I am still really confused about how UPL works in the following situations:

(1) a lawyer works from home in Maryland (where she is not licensed) and represents clients in Washington D.C. (where she is licensed), does not have a home address on a business card or stationary and uses a home address (or PO Box) in Maryland for limited mailings or

(2) a lawyer works from home in Maryland (where she is not licensed), has an entirely virtual law practice representing clients in Texas matters (where she is licensed) and does not publicize a physical mailing address

In these scenarios, is the lawyer committing UPL by doing legal work in Maryland in other jurisdictions when she is not licensed in Maryland?

I've used the Maryland example specifically because I live here and see this kind of question come up frequently. The common scenario is where a lawyer who lives in MD and works for DC firm is laid off or has a child and decides to open a practice and work from home but is not licensed in Maryland and either is too junior to take the MD practitioner's exam or simply does not want to incur the expense of the exam and admission fees associated with gaining admission.

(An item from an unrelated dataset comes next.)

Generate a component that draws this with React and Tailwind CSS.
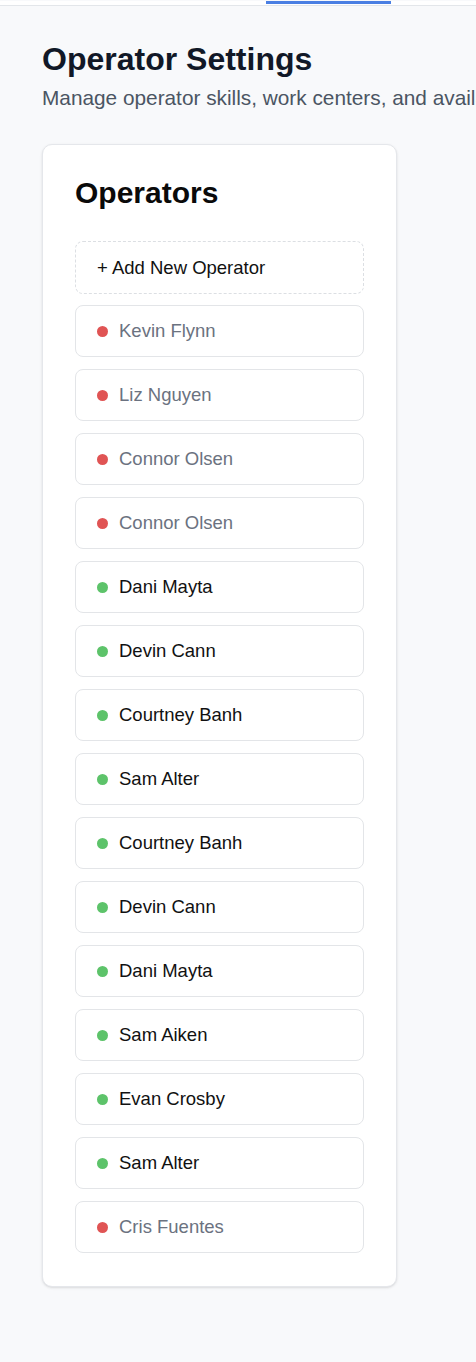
import React from 'react';

const operators = [
    { name: 'Kevin Flynn', active: false },
    { name: 'Liz Nguyen', active: false },
    { name: 'Connor Olsen', active: false },
    { name: 'Connor Olsen', active: false },
    { name: 'Dani Mayta', active: true },
    { name: 'Devin Cann', active: true },
    { name: 'Courtney Banh', active: true },
    { name: 'Sam Alter', active: true },
    { name: 'Courtney Banh', active: true },
    { name: 'Devin Cann', active: true },
    { name: 'Dani Mayta', active: true },
    { name: 'Sam Aiken', active: true },
    { name: 'Evan Crosby', active: true },
    { name: 'Sam Alter', active: true },
    { name: 'Cris Fuentes', active: false },
];

const App = () => {
    return (
        <div className="min-h-screen bg-[#f8f9fb] font-['Liberation_Sans',Arial,sans-serif] overflow-hidden">
            {/* Tab bar (cropped) */}
            <div className="h-[5px] bg-white border-b border-[#e3e6ea]">
                <div className="ml-[266px] mt-[1px] w-[125px] h-[3px] bg-[#4a7fe3]" />
            </div>

            <div className="pl-[42px] pt-[33px] pb-10">
                {/* Header */}
                <h1 className="text-[32px] leading-[40px] font-bold text-[#111827] whitespace-nowrap">Operator Settings</h1>
                <p className="mt-[5px] text-[20.8px] leading-[28px] text-[#4b5563] whitespace-nowrap">
                    Manage operator skills, work centers, and availability
                </p>

                {/* Operators card */}
                <div className="mt-[32px] w-[355px] bg-white border border-[#e5e7eb] rounded-[10px] shadow-sm px-[32px] pt-[30px] pb-[33px]">
                    <h2 className="text-[30px] leading-[36px] font-bold text-[#0a0a0a]">Operators</h2>

                    <div className="mt-[30px] flex flex-col gap-[12px]">
                        <button className="h-[53px] -mb-[1px] w-full flex items-center px-[21px] border border-dashed border-[#dcdfe3] rounded-lg text-[18.5px] text-[#111] text-left">
                            + Add New Operator
                        </button>
                        {operators.map((op, i) => (
                            <div
                                key={i}
                                className="h-[52px] w-full flex items-center gap-[11px] px-[21px] border border-[#e3e5e8] rounded-lg"
                            >
                                <div className={`w-[11px] h-[11px] rounded-full ${op.active ? 'bg-[#5dc36a]' : 'bg-[#e05454]'}`} />
                                <span className={`text-[18.5px] ${op.active ? 'text-[#111]' : 'text-[#6b7280]'}`}>{op.name}</span>
                            </div>
                        ))}
                    </div>
                </div>
            </div>
        </div>
    );
};

export default App;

Rule 5.5. says that a lawyer must be licensed if he has an "office or systematic, continuous presence" in a jurisdiction. But that doesn't offer any guidance to home-based lawyers in the above scenarios. If the Maryland lawyer works from home & speaks with clients by phone from home, but meets clients at coffee shops or courthouses in DC, keeps all of her files "in the cloud" and does not use her home address on business cards or website, but only for limited court correspondence, would her home be considered her office for purposes of Rule 5.5? If the lawyer does not tell anyone that she works from home, it would be hard to say that she has a systematic, continuous presence in Maryland. But would her home be deemed to be her office because it is where she spends her time - or is it possible to have no office? The problem is that the concpet of the office has changed, and it is possible to physically work from home, even though that is not necessarily one's office. If that is the case, it would be nice if the rules could come out and say that.

Cass L. Singer

The proposed change appears clearly contrary to Sperry v. Florida (U.S., 1963). In particular, it appears to permit services to be supplied only through an office or only through other systematic and continuous presence within the jurisdiction. No Federal law or rule imposes such a restriction on registered patent attorneys. Since Federal law makes patent attorneys subject to a comprehensive code of professional conduct by the US Patent and Trademark Office, and since there is no other compelling state interest which would be met by the proposed change, the proposed change clearly appears preempted.